Exercise: Transcribe every line exactly. Leave the pictures behind.
********
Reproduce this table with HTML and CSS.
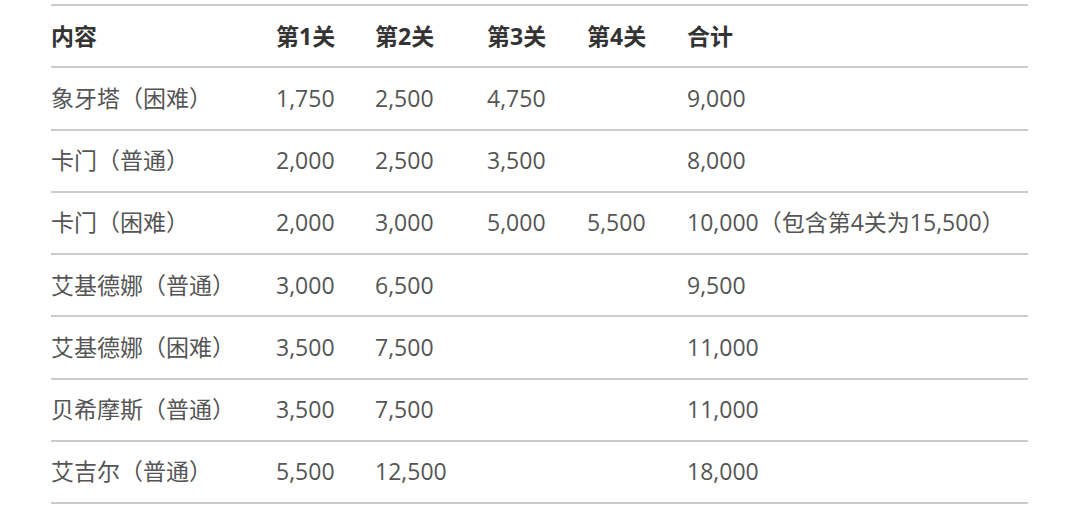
FILE: index.html
```html
<!DOCTYPE html>
<html lang="zh">
<head>
<meta charset="utf-8">
<link rel="stylesheet" href="styles.css">
</head>
<body>
<div class="table">
  <div class="row head">
    <div>内容</div><div>第1关</div><div>第2关</div><div>第3关</div><div>第4关</div><div>合计</div>
  </div>
  <div class="row">
    <div>象牙塔（困难）</div><div>1,750</div><div>2,500</div><div>4,750</div><div></div><div>9,000</div>
  </div>
  <div class="row">
    <div>卡门（普通）</div><div>2,000</div><div>2,500</div><div>3,500</div><div></div><div>8,000</div>
  </div>
  <div class="row">
    <div>卡门（困难）</div><div>2,000</div><div>3,000</div><div>5,000</div><div>5,500</div><div>10,000（包含第4关为15,500）</div>
  </div>
  <div class="row">
    <div>艾基德娜（普通）</div><div>3,000</div><div>6,500</div><div></div><div></div><div>9,500</div>
  </div>
  <div class="row">
    <div>艾基德娜（困难）</div><div>3,500</div><div>7,500</div><div></div><div></div><div>11,000</div>
  </div>
  <div class="row">
    <div>贝希摩斯（普通）</div><div>3,500</div><div>7,500</div><div></div><div></div><div>11,000</div>
  </div>
  <div class="row">
    <div>艾吉尔（普通）</div><div>5,500</div><div>12,500</div><div></div><div></div><div>18,000</div>
  </div>
</div>
</body>
</html>
```
FILE: styles.css
```css
html, body {
  margin: 0;
  padding: 0;
  background: #ffffff;
}
body {
  font-family: "Open Sans", "Noto Sans CJK SC", sans-serif;
  font-size: 23px;
  color: #555555;
  padding: 4px 0 0 51px;
}
.table {
  width: 977px;
  border-top: 2px solid #cbcbcb;
}
.row {
  display: grid;
  grid-template-columns: 225px 99px 112px 100px 100px 1fr;
  height: 60.25px;
  align-items: center;
  border-bottom: 2px solid #cbcbcb;
}
.row > div {
  line-height: 1;
}
.head {
  font-weight: bold;
  color: #333333;
}
```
********
Completed task:
Reproduce this table with HTML and CSS.
FILE: index.html
```html
<!DOCTYPE html>
<html lang="zh">
<head>
<meta charset="utf-8">
<link rel="stylesheet" href="styles.css">
</head>
<body>
<div class="table">
  <div class="row head">
    <div>内容</div><div>第1关</div><div>第2关</div><div>第3关</div><div>第4关</div><div>合计</div>
  </div>
  <div class="row">
    <div>象牙塔（困难）</div><div>1,750</div><div>2,500</div><div>4,750</div><div></div><div>9,000</div>
  </div>
  <div class="row">
    <div>卡门（普通）</div><div>2,000</div><div>2,500</div><div>3,500</div><div></div><div>8,000</div>
  </div>
  <div class="row">
    <div>卡门（困难）</div><div>2,000</div><div>3,000</div><div>5,000</div><div>5,500</div><div>10,000（包含第4关为15,500）</div>
  </div>
  <div class="row">
    <div>艾基德娜（普通）</div><div>3,000</div><div>6,500</div><div></div><div></div><div>9,500</div>
  </div>
  <div class="row">
    <div>艾基德娜（困难）</div><div>3,500</div><div>7,500</div><div></div><div></div><div>11,000</div>
  </div>
  <div class="row">
    <div>贝希摩斯（普通）</div><div>3,500</div><div>7,500</div><div></div><div></div><div>11,000</div>
  </div>
  <div class="row">
    <div>艾吉尔（普通）</div><div>5,500</div><div>12,500</div><div></div><div></div><div>18,000</div>
  </div>
</div>
</body>
</html>
```
FILE: styles.css
```css
html, body {
  margin: 0;
  padding: 0;
  background: #ffffff;
}
body {
  font-family: "Open Sans", "Noto Sans CJK SC", sans-serif;
  font-size: 23px;
  color: #555555;
  padding: 4px 0 0 51px;
}
.table {
  width: 977px;
  border-top: 2px solid #cbcbcb;
}
.row {
  display: grid;
  grid-template-columns: 225px 99px 112px 100px 100px 1fr;
  height: 60.25px;
  align-items: center;
  border-bottom: 2px solid #cbcbcb;
}
.row > div {
  line-height: 1;
}
.head {
  font-weight: bold;
  color: #333333;
}
```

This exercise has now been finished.